L’arrangiamento fa ascrivere il brano al genere elettropop, ma come abbiamo visto in realtà c'è una compresenza di molti generi e stilemi. "Dai...", l'ultima parola, interrompe la ripetizione della frase e, dopo una pausa della voce (sottolineata dalla percussione), si trasforma nel canto scat della Coda, che presenta fonemi simili: la sillaba più ricorrente è "da". Ciò sembra dirci che ormai quello che poteva essere espresso a parole è stato già detto e il "tempo che verrà" citato nel testo è ora affidato all’improvvisazione musicale.
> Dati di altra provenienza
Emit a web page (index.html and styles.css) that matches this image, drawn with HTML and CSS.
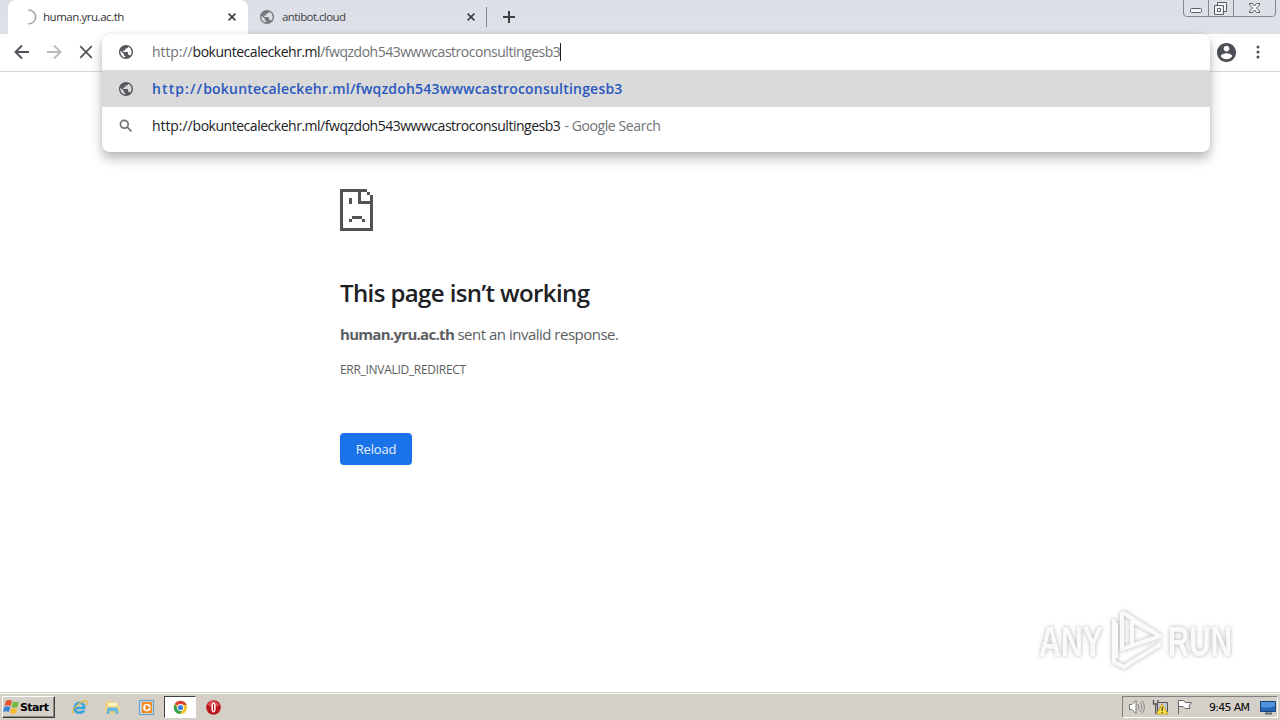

Fin dalle prime esecuzioni, la Coda di Lei verrà ha offerto al suo autore e interprete l'opportunità di spaziare liberamente in vocalizzi sempre diversi, giocati in infinite varianti ritmiche.

 

Ilaria Barontini


[1] Nelle canzoni in forma Chorus-Bridge il punto focale è all’inizio del brano, in modo esclamativo, non discorsivo. Le canzoni di questo tipo sono spesso brevi e le ripetizioni si riducono man mano che si procede. Il processo è implosivo, cioè chiuso, senza evoluzione (es. Nel blu dipinto di blu di Modugno e Sapore di sale di Paoli – entrambe con schema Verse-Chorus-Bridge –, Yesterday dei Beatles…).

 

[2] Le canzoni in forma Strofa-Ritornello sono opposte alle canzoni del tipo C-B, in quanto S e R sono variamente ripetuti, anche con riff strumentali che richiamano ora la Strofa, ora il Ritornello, con cambi di tonalità… Può esserci Intro (strumentale), a volte ripetuta ad ogni strofa. Tali canzoni seguono un processo esplosivo, di accumulo; la struttura risulta aperta, tesa all’ampliamento (es.: Io che non vivo di Pino Donaggio, Azzurro di Paolo Conte, Vacanze romane dei Matia Bazar, Almeno tu nell’universo di Mia Martini…).

 

[3] La forma ballata monostrofica non ha alternanza fra le diverse parti: cambia il testo, ma non la musica (es. filastrocche, canzoni popolari, ma anche canzoni d’autore: Bob Dylan, Simon e Garfunkel…, Bella senz’anima di Riccardo Cocciante, Amore senza fine di Pino Daniele, La canzone del sole di Lucio Battisti…).